--- BEGIN ---

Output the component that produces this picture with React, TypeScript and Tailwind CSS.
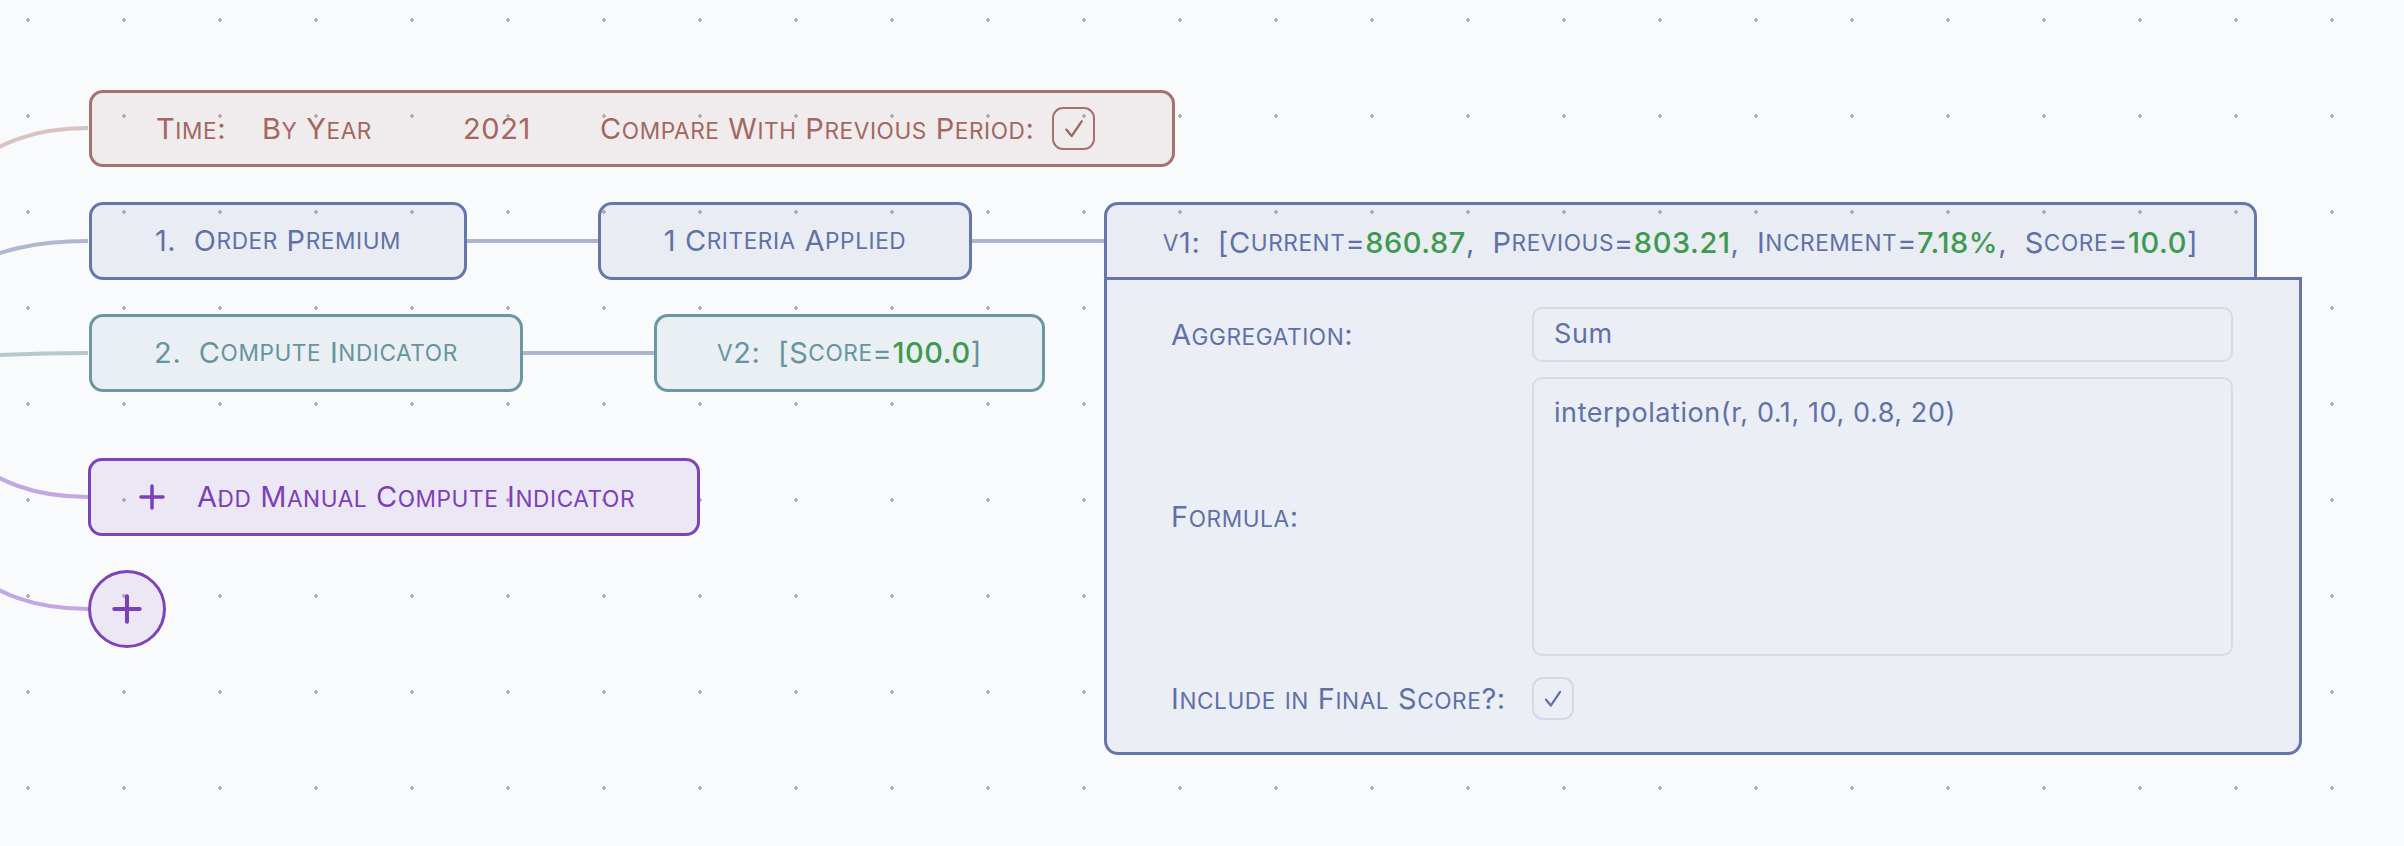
import React from "react";

const FONT = "font-['Inter','Noto_Sans',sans-serif]";

// fake small caps: lowercase runs get uppercased at a smaller size
function SmallCaps({ text }: { text: string }) {
  const parts = text.split(/([a-z]+)/);
  return (
    <>
      {parts.map((p, i) =>
        /^[a-z]+$/.test(p) ? (
          <span key={i} className="text-[0.78em] uppercase">
            {p}
          </span>
        ) : (
          <span key={i}>{p}</span>
        )
      )}
    </>
  );
}

const Green = ({ children }: { children: React.ReactNode }) => (
  <span className="font-medium text-[#3e9a4f]">{children}</span>
);

const Check = ({ color, size = 22 }: { color: string; size?: number }) => (
  <svg width={size} height={size} viewBox="0 0 22 22" fill="none">
    <polyline points="4.5,11.5 9,17 17.5,4.5" stroke={color} strokeWidth="2" strokeLinecap="round" strokeLinejoin="round" />
  </svg>
);

const Plus = ({ size = 26 }: { size?: number }) => (
  <svg width={size} height={size} viewBox="0 0 26 26" fill="none">
    <path d="M13 2v22M2 13h22" stroke="#7b40b8" strokeWidth="3.5" strokeLinecap="round" />
  </svg>
);

function Edges() {
  return (
    <svg className="absolute inset-0" width="2404" height="846" fill="none">
      <path d="M-150 199 C-31 199 -31 128 88 128" stroke="#d8c3c0" strokeWidth="4" />
      <path d="M-150 287 C-31 287 -31 241 88 241" stroke="#aeb8d1" strokeWidth="4" />
      <path d="M-150 360 C-31 360 -31 353 88 353" stroke="#b5c9d0" strokeWidth="4" />
      <path d="M-150 425 C-31 425 -31 497 88 497" stroke="#c4a6e2" strokeWidth="4" />
      <path d="M-150 538 C-31 538 -31 609 88 609" stroke="#c4a6e2" strokeWidth="4" />
      <path d="M466 241 L598 241" stroke="#abb5ce" strokeWidth="4" />
      <path d="M971 241 L1104 241" stroke="#abb5ce" strokeWidth="4" />
      <path d="M522 353 L654 353" stroke="#abb5ce" strokeWidth="4" />
    </svg>
  );
}

function TimeNode() {
  return (
    <div className="absolute left-[89px] top-[90px] flex h-[77px] w-[1086px] items-center rounded-[14px] border-[3px] border-[#a5736d] bg-[#a5736d]/10 pl-[64px] text-[29px] tracking-[0.02em] text-[#a3675f]">
      <span className="w-[106px] shrink-0"><SmallCaps text="Time:" /></span>
      <span className="w-[201px] shrink-0"><SmallCaps text="By Year" /></span>
      <span className="w-[137px] shrink-0">2021</span>
      <span><SmallCaps text="Compare With Previous Period:" /></span>
      <span className="ml-[18px] flex h-[43px] w-[43px] items-center justify-center rounded-[11px] border-2 border-[#a5736d]">
        <Check color="#a3675f" size={26} />
      </span>
    </div>
  );
}

function Node({ cls, children }: { cls: string; children: React.ReactNode }) {
  return (
    <div className={`absolute flex h-[78px] items-center justify-center whitespace-pre rounded-[14px] border-[3px] text-[29px] tracking-[0.02em] ${cls}`}>
      {children}
    </div>
  );
}

function Panel() {
  return (
    <div className="absolute left-[1104px] top-[202px] flex flex-col text-[29px] tracking-[0.02em] text-[#5f71a5]">
      <div className="relative z-10 -mb-[3px] flex h-[78px] w-[1153px] items-center justify-center whitespace-pre rounded-t-[14px] border-[3px] border-b-0 border-[#6577a9] bg-[#6577a9]/10">
        <SmallCaps text="v1:  [Current=" />
        <Green>860.87</Green>
        <SmallCaps text=",  Previous=" />
        <Green>803.21</Green>
        <SmallCaps text=",  Increment=" />
        <Green>7.18%</Green>
        <SmallCaps text=",  Score=" />
        <Green>10.0</Green>
        <span>]</span>
      </div>
      <div className="flex h-[478px] w-[1198px] flex-col rounded-b-[14px] border-[3px] border-[#6577a9] bg-[#ebeef5] pl-[64px] pr-[66px] pt-[27px]">
        <div className="flex items-center">
          <div className="w-[361px]"><SmallCaps text="Aggregation:" /></div>
          <div className="flex h-[55px] flex-1 items-center rounded-[10px] border-2 border-[#d5dce6] px-[20px] text-[27px]">
            Sum
          </div>
        </div>
        <div className="mt-[15px] flex items-center">
          <div className="w-[361px]"><SmallCaps text="Formula:" /></div>
          <div className="h-[279px] flex-1 rounded-[10px] border-2 border-[#d5dce6] px-[20px] pt-[14px] text-[27px] leading-[1.5]">
            interpolation(r, 0.1, 10, 0.8, 20)
          </div>
        </div>
        <div className="mt-[21px] flex items-center">
          <div className="w-[361px]"><SmallCaps text="Include in Final Score?:" /></div>
          <div className="flex h-[43px] w-[42px] items-center justify-center rounded-[11px] border-2 border-[#d3d9e4]">
            <Check color="#5f71a5" size={24} />
          </div>
        </div>
      </div>
    </div>
  );
}

export default function App() {
  return (
    <div className={`relative h-[846px] w-[2404px] overflow-hidden bg-[#f9fafc] ${FONT}`}>
      <div className="absolute inset-0 [background-image:radial-gradient(circle,#b4b5b9_1.6px,transparent_2px)] [background-size:96px_96px] [background-position:-20px_-28px]" />
      <Edges />
      <TimeNode />

      <Node cls="left-[89px] top-[202px] w-[378px] border-[#6577a9] bg-[#6577a9]/10 text-[#5f71a5]">
        <SmallCaps text="1.  Order Premium" />
      </Node>
      <Node cls="left-[598px] top-[202px] w-[374px] border-[#6577a9] bg-[#6577a9]/10 text-[#5f71a5]">
        <SmallCaps text="1 Criteria Applied" />
      </Node>

      <Node cls="left-[89px] top-[314px] w-[434px] border-[#6b97a3] bg-[#6b97a3]/10 text-[#6694a0]">
        <SmallCaps text="2.  Compute Indicator" />
      </Node>
      <Node cls="left-[654px] top-[314px] w-[391px] border-[#6b97a3] bg-[#6b97a3]/10 text-[#6694a0]">
        <SmallCaps text="v2:  [Score=" />
        <Green>100.0</Green>
        <span>]</span>
      </Node>

      <div className="absolute left-[88px] top-[458px] flex h-[78px] w-[612px] items-center rounded-[14px] border-[3px] border-[#7d44b8] bg-[#7d44b8]/10 pl-[48px] text-[29px] tracking-[0.02em] text-[#7b40b8]">
        <Plus />
        <span className="ml-[32px]"><SmallCaps text="Add Manual Compute Indicator" /></span>
      </div>

      <div className="absolute left-[88px] top-[570px] flex h-[78px] w-[78px] items-center justify-center rounded-full border-[3px] border-[#7d44b8] bg-[#7d44b8]/10">
        <Plus size={30} />
      </div>

      <Panel />
    </div>
  );
}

--- END ---

The problem: Check each line of the data above for the string "React" and report only how many lines have it.

Written solution: 4